RE: Picking a vent hood....HELP!! (Follow-Up #6)

posted by: kaseki on 07.12.2009 at 10:44 am in Appliances Forum

Keeping interior pressure constant has several benefits. As noted above, fireplaces and furnaces can backdraft. The fan itself will loose some flow rate with negative relative house pressure.

If a fireplace is not an issue, then a separate feed to the furnace is possible in some circumstances to avoid backdrafting. I am aware that oil furnaces, for example, have such kits available.

If the weather will support having windows open, then that may be sufficient. At the 300 cfm level, most houses leak enough air to allow ignoring the problem. Otherwise, a source of exterior make-up air (MUA) is needed. Opening a window is considered a passive source of MUA and may suffice. It certainly is the economical solution where feasible.

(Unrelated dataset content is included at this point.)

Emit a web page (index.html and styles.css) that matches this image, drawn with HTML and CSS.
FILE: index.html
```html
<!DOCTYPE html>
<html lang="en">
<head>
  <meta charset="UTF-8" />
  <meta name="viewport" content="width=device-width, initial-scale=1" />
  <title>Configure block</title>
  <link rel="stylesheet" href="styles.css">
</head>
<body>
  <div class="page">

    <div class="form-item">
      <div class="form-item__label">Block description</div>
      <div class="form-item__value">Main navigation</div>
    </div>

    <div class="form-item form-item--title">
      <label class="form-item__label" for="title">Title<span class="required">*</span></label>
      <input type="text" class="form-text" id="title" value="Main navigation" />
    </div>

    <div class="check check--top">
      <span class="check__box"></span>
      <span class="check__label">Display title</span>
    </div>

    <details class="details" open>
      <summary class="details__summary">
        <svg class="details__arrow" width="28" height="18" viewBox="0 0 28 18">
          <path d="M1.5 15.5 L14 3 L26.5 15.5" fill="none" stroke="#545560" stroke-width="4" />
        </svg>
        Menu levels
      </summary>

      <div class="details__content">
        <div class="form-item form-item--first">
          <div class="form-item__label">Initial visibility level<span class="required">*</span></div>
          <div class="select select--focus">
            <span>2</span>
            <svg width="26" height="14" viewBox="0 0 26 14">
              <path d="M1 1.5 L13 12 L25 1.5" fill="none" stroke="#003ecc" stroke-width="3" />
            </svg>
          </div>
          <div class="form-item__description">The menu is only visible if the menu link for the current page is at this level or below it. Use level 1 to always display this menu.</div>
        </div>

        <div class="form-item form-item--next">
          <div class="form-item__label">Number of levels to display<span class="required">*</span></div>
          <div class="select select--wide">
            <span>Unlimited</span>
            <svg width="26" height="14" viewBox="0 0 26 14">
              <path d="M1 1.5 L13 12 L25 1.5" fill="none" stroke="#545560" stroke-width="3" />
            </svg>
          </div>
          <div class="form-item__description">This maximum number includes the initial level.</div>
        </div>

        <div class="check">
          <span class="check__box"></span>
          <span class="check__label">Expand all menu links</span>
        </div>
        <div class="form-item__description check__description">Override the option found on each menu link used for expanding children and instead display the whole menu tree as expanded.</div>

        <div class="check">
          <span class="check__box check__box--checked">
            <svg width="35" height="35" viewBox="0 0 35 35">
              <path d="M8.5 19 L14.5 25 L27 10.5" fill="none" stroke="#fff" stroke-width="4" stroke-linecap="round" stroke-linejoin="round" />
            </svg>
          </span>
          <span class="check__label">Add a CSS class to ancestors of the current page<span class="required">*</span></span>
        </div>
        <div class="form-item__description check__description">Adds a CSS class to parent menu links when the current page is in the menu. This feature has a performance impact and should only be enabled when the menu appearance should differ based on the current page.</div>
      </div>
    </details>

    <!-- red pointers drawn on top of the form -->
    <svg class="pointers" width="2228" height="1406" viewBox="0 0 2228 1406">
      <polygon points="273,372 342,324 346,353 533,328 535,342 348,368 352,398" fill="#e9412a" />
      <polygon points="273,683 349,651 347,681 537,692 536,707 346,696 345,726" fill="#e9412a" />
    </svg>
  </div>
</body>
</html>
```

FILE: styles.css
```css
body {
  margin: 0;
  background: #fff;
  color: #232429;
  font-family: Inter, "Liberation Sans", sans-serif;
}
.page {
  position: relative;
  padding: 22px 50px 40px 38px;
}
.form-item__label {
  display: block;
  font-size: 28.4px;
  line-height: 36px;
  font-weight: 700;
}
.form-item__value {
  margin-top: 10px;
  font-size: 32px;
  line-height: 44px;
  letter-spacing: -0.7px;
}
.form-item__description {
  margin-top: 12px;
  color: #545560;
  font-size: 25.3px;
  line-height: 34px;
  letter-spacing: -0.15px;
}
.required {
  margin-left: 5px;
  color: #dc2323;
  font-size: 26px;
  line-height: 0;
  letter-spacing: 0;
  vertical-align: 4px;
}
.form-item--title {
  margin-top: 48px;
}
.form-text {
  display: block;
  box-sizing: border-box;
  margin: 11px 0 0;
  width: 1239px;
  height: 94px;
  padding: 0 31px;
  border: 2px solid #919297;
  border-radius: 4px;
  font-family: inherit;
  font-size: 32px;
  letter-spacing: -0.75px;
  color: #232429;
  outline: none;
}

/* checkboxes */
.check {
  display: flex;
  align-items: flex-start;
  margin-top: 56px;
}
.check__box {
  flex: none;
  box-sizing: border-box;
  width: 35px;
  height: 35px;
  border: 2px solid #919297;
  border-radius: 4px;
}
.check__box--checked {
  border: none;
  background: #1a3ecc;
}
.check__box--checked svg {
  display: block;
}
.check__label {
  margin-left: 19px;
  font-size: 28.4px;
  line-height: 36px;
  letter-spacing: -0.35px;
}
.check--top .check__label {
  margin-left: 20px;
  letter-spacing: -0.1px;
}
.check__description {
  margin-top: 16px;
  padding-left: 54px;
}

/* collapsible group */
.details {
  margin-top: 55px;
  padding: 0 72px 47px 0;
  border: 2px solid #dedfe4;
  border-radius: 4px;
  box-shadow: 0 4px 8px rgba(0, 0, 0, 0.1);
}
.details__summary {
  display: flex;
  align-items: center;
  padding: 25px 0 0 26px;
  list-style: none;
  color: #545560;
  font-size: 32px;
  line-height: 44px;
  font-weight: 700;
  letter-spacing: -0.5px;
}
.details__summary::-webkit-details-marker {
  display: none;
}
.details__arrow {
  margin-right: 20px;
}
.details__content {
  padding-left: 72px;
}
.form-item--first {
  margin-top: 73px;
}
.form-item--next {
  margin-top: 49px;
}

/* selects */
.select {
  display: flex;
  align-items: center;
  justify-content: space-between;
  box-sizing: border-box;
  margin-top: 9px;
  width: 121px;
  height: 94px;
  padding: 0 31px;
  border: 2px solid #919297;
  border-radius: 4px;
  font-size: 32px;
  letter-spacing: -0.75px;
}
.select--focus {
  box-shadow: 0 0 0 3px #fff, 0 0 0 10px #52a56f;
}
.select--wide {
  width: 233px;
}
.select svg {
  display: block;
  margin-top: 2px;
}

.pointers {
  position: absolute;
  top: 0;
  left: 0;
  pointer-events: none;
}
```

If it is too cold to open a window, then it is too cold to use unheated MUA. This means that a rather large roof or side fixture is needed to let in air without rain and without significant static pressure loss, a fixture mounted or in-line fan is required, a heat exchanger is required, a source of heat for the heat exchanger is needed (one could use an extension to a hydronic system or use electric elements, or one of several other possibilities), and a diffuser and ducting are required to transport and dump the air into a room. The intake fan may need to be on a pressure sensing control loop.

The basic picture is similar to a kitchen hood operating in reverse but with the complication of air heating. (Use of an air conditioning system to distribute the air can be considered if the heated air stays warm during transport. This may be the case where heat pump sytems are used for heating and cooling.)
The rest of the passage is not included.